Okay, so I had to walk back. Who knew the Central Bus Station had been moved to the other side of Jaffa Street since I used to live here? I fought the crowds as we went through metal detectors, then sent our bundles through ex-ray machines. And then, good heavens! It’s a mall! Store after store selling every kind of merchandize, every sign written in Hebrew, nothing that resembled a bus station in the least! After some bewildered roaming, a clerk with little English said, “Oh, you have to go to third floor.”

At that level, the search continued until I eventually spotted the beautiful English word: INFORMATION. Gate number in mind, timetable in hand (all Hebrew), I left the window wondering what kind of a day had caused the agent to be terribly impatient with this woman who didn’t know the Hebrew language.

My mood remained glum as I walked back to the Old City. On the previous day, an Israeli rabbi had begged our group to take action. He repeated what famed American archaeologist Dr. Jim Fleming had proclaimed when I worked with him in 1997; this entire land is a treasure trove of ancient artifacts. Every unearthing for new construction must be carefully monitored so that when anything at all turns up that has possible historical significance, the project must be frozen pending archaeological investigation. That was then. Now, Rabbi Arik Ascherman begs us to contact archaeologists who might bring influence on Israel to restore sanity to Israel’s policies and stop the widespread digging with reckless abandon for endless construction projects.

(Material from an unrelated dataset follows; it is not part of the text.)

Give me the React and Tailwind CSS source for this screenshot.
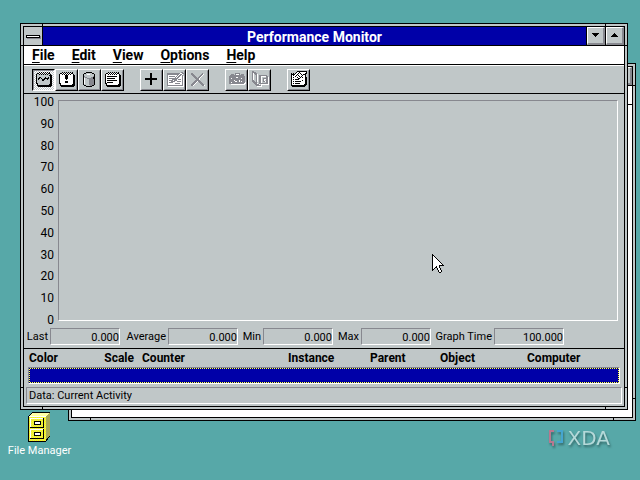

Jaffa Street itself is now one long construction project, preparing for a railway to run down the middle of the street. I watched bulldozers and jackhammers in a frenzy of destruction. I choked on dust passing one more non-Israeli building under demolition, to be replaced, I presume, by one more glass and steel structure reaching skyward. And I wanted to weep.

The famed city of three faiths is becoming modern, efficient, consumed with consumerism and purely Jewish. Now what was wrong with that? Why was I feeling depressed? Surely I understand the thrill of Jewish people to have a place rich in Hebrew and Judaism after suffering so much discrimination and oppression throughout centuries. And my personal theology cherishes the Jewish faith as the cradle of Christianity. So why the depression?

After a few days, the answer came. It’s just that these people haven’t seen what I saw morning, noon and night for 26 straight days. They don’t know what I know, as most Americans, Jewish or not, don’t know about the things I have seen and learned. A safe “cocoon” has been craftily constructed around the lives of Israelis.

I am reminded of the courageous expose of the South Bronx by Jonathon Kozol. In “Amazing Grace,” Kozol describes a wall facing the adjacent freeway. A faux scene of brightly curtained windows with brilliant blossoms in pretty flower boxes distracts the thousands of daily commuters from the devastation of a disgraceful slum on the other side of the wall, where curtains are an unaffordable luxury and hope is in very short supply.